Earlier in 2024, China Telecom announced a 1-trillion parameter model also trained on domestic hardware. That model used the same Ascend and MindSpore stack, with the Institute of AI at China Telecom calling it evidence that China had broken free of dependency on foreign semiconductors for large-scale AI training.
The reality is more complicated. Huawei's chip production faces constraints. A Council on Foreign Relations analysis from late 2025 estimated Huawei might produce between 300,000 and 400,000 AI chips in 2025, compared to Nvidia's projected 4-5 million. Even aggressive estimates put Huawei at roughly 5% of Nvidia's aggregate AI computing power.
But compute isn't everything. DeepSeek demonstrated that training efficiency matters enormously. If Chinese labs can squeeze more capability out of fewer chips through architectural innovation and training optimization, raw compute comparisons become less meaningful.
The Full-Stack Gambit
Huawei isn't just making chips. MindSpore, their deep learning framework, provides the software layer. It's designed for what Huawei calls "device-edge-cloud" deployment, running the same models across data centers, edge servers, and mobile devices. The framework supports automatic differentiation using source-to-source transformation rather than operator overloading, which Huawei claims enables better compile-time optimization.
Whether MindSpore can match PyTorch's ecosystem and developer adoption is another question. But for Chinese companies facing potential restrictions on US-origin software, having a domestic alternative matters for risk management if nothing else.
China Telecom and Huawei jointly launched what they're calling the first commercial "Ascend super node" earlier in 2025, aimed at large-scale AI training workloads. The companies are positioning this as infrastructure that Chinese firms can adopt wholesale, avoiding the compliance uncertainties that come with Nvidia hardware.
What Happens Next
TeleChat3-36B-Thinking is available now on Hugging Face and ModelScope. China Telecom recommends specific inference parameters for reasoning tasks: temperature between 1.1 and 1.2, repetition penalty at 1.0, top_p at 0.95. For general tasks, they suggest lowering temperature to 0.6 and raising repetition penalty to 1.05 to reduce repetitive outputs.
The GitHub repo includes integration with MindSpore Transformers for domestic hardware deployment.
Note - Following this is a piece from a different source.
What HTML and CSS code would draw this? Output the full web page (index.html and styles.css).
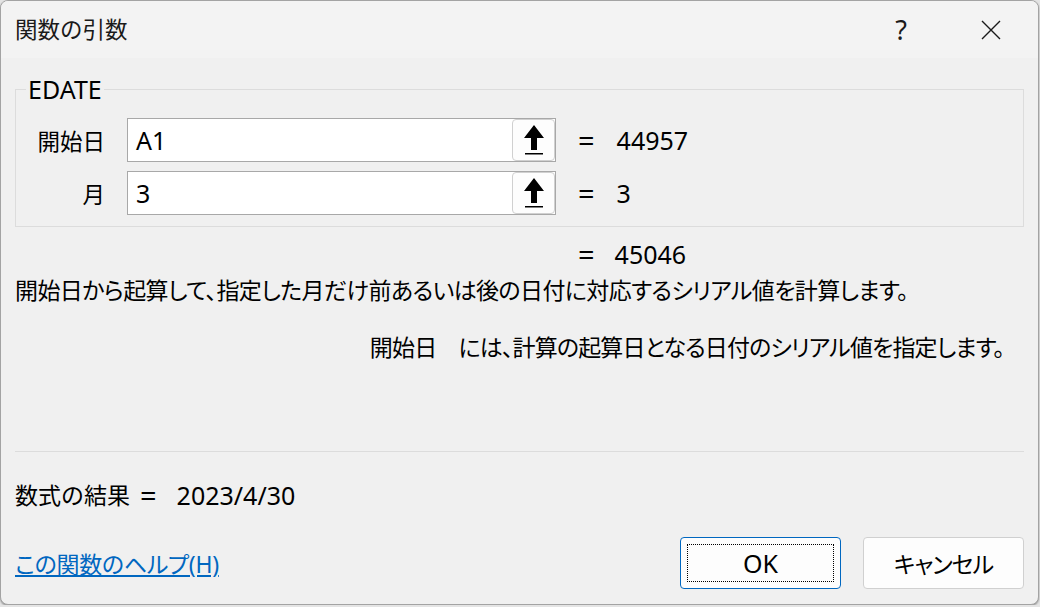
FILE: index.html
```html
<!DOCTYPE html>
<html lang="ja">
<head>
    <meta charset="UTF-8">
    <title>関数の引数</title>
    <link rel="stylesheet" href="styles.css">
</head>
<body>
<div class="dialog">
    <div class="titlebar">
        <span class="title jp">関数の引数</span>
        <span class="help-btn">?</span>
        <span class="close-btn">
            <svg width="20" height="20" viewBox="0 0 20 20"><path d="M1 1 L19 19 M19 1 L1 19" stroke="#1a1a1a" stroke-width="1.4" fill="none"/></svg>
        </span>
    </div>

    <div class="content">
        <fieldset class="args">
            <legend>EDATE</legend>
            <div class="arg-grid">
                <span class="arg-label jp">開始日</span>
                <div class="arg-input">
                    <span class="arg-value">A1</span>
                    <span class="ref-btn">
                        <svg width="20" height="30" viewBox="0 0 20 30"><path d="M10 0 L20 13 L13 13 L13 25 L7 25 L7 13 L0 13 Z" fill="#000"/><rect x="1" y="28" width="18" height="1.5" fill="#000"/></svg>
                    </span>
                </div>
                <span class="eq">=</span>
                <span class="arg-result">44957</span>

                <span class="arg-label jp">月</span>
                <div class="arg-input">
                    <span class="arg-value">3</span>
                    <span class="ref-btn">
                        <svg width="20" height="30" viewBox="0 0 20 30"><path d="M10 0 L20 13 L13 13 L13 25 L7 25 L7 13 L0 13 Z" fill="#000"/><rect x="1" y="28" width="18" height="1.5" fill="#000"/></svg>
                    </span>
                </div>
                <span class="eq">=</span>
                <span class="arg-result">3</span>
            </div>
        </fieldset>

        <div class="total">
            <span class="eq">=</span>
            <span class="arg-result">45046</span>
        </div>

        <p class="desc jp">開始日から起算して、指定した月だけ前あるいは後の日付に対応するシリアル値を計算します。</p>
        <p class="arg-desc jp">開始日　には、計算の起算日となる日付のシリアル値を指定します。</p>
    </div>

    <div class="footer">
        <div class="rule"></div>
        <div class="formula-result">
            <span class="jp">数式の結果</span>
            <span class="eq">=</span>
            <span class="arg-result">2023/4/30</span>
        </div>
        <div class="actions">
            <a class="help-link jp" href="#">この関数のヘルプ(H)</a>
            <button class="btn btn-ok"><span class="focus-ring">OK</span></button>
            <button class="btn btn-cancel jp">キャンセル</button>
        </div>
    </div>
</div>
</body>
</html>
```

FILE: styles.css
```css
body {
    margin: 0;
    background-color: #e4e4e4;
    font-family: "Noto Sans", "Noto Sans CJK JP", sans-serif;
    font-size: 25px;
    color: #000;
}
.jp {
    font-family: "Noto Sans", "Noto Sans CJK JP", sans-serif;
    font-size: 23px;
}
.dialog {
    box-sizing: border-box;
    width: 1039px;
    height: 605px;
    border: 1px solid #a3a3a3;
    border-radius: 8px;
    background-color: #f0f0f0;
    box-shadow: 0 1px 2px rgba(0, 0, 0, 0.35);
    display: flex;
    flex-direction: column;
    overflow: hidden;
}
.titlebar {
    height: 57px;
    background-color: #f3f3f3;
    display: flex;
    align-items: center;
    padding: 0 24px 0 14px;
}
.title {
    flex: 1;
    font-size: 22.5px;
    line-height: 30px;
    color: #1a1a1a;
}
.help-btn {
    width: 46px;
    text-align: center;
    font-size: 27px;
    line-height: 30px;
    color: #1a1a1a;
}
.close-btn {
    width: 46px;
    margin-left: 44px;
    display: flex;
    justify-content: center;
}
.content {
    padding: 0 14px;
}
.args {
    margin: 16px 0 0;
    padding: 14px 0 11px;
    border: 1px solid #dcdcdc;
    min-width: 0;
}
.args legend {
    margin-left: 10px;
    padding: 0 2px;
    line-height: 30px;
}
.arg-grid {
    display: grid;
    grid-template-columns: 89px 429px auto auto;
    grid-auto-rows: 44px;
    justify-content: start;
    column-gap: 22px;
    row-gap: 9px;
    align-items: center;
}
.arg-label {
    text-align: right;
    font-size: 22.5px;
}
.arg-input {
    box-sizing: border-box;
    height: 44px;
    border: 1px solid #a8a8a8;
    background-color: #fff;
    display: flex;
    align-items: center;
    justify-content: space-between;
    padding-left: 8px;
}
.ref-btn {
    box-sizing: border-box;
    width: 43px;
    height: 42px;
    border: 1px solid #d0d0d0;
    border-radius: 4px;
    background-color: #fdfdfd;
    display: flex;
    align-items: center;
    justify-content: center;
}
.eq {
    font-size: 29px;
    line-height: 30px;
}
.total {
    margin-top: 12px;
    padding-left: 563px;
    line-height: 30px;
    display: flex;
    gap: 20px;
}
.desc {
    margin: 6px 0 0;
    line-height: 30px;
    letter-spacing: -0.6px;
    font-feature-settings: "palt";
    white-space: nowrap;
}
.arg-desc {
    margin: 27px 0 0;
    padding-right: 20px;
    line-height: 30px;
    text-align: right;
    letter-spacing: -0.85px;
    font-feature-settings: "palt";
    white-space: nowrap;
}
.footer {
    margin-top: auto;
    padding: 0 14px 15px;
}
.rule {
    height: 1px;
    background-color: #dcdcdc;
}
.formula-result {
    margin-top: 28px;
    line-height: 30px;
    display: flex;
    align-items: center;
}
.formula-result .eq {
    margin-left: 10px;
    margin-right: 20px;
}
.actions {
    margin-top: 27px;
    display: flex;
    align-items: center;
}
.help-link {
    flex: 1;
    color: #0067c0;
    text-decoration: underline;
    letter-spacing: -0.3px;
    font-feature-settings: "palt";
}
.btn {
    box-sizing: border-box;
    width: 161px;
    height: 52px;
    border: 1px solid #d0d0d0;
    border-radius: 4px;
    background-color: #fdfdfd;
    font-family: "Noto Sans", "Noto Sans CJK JP", sans-serif;
    font-size: 25px;
    color: #000;
    padding: 0;
    display: flex;
    align-items: center;
    justify-content: center;
}
.btn-ok {
    border-color: #0067c0;
    padding: 6px;
}
.btn-cancel {
    margin-left: 22px;
    font-size: 23px;
    letter-spacing: -1px;
    font-feature-settings: "palt";
}
.focus-ring {
    box-sizing: border-box;
    width: 100%;
    height: 100%;
    border: 1px dotted #000;
    display: flex;
    align-items: center;
    justify-content: center;
}
```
They've also released a larger MoE variant, TeleChat3-105B-A4.7B-Thinking, with 192 routed experts.
Whether these models see significant adoption outside China is unclear. The benchmark claims are interesting but unverified. The architecture borrows heavily from DeepSeek. What's genuinely novel is the demonstration that trillion-parameter-scale training is achievable on a fully domestic Chinese hardware and software stack, US export controls notwithstanding.
Bill Gates told CNN recently that American tech bans have "forced the Chinese in terms of chip manufacturing and everything to go full speed ahead." TeleChat3 is one data point suggesting he might be right.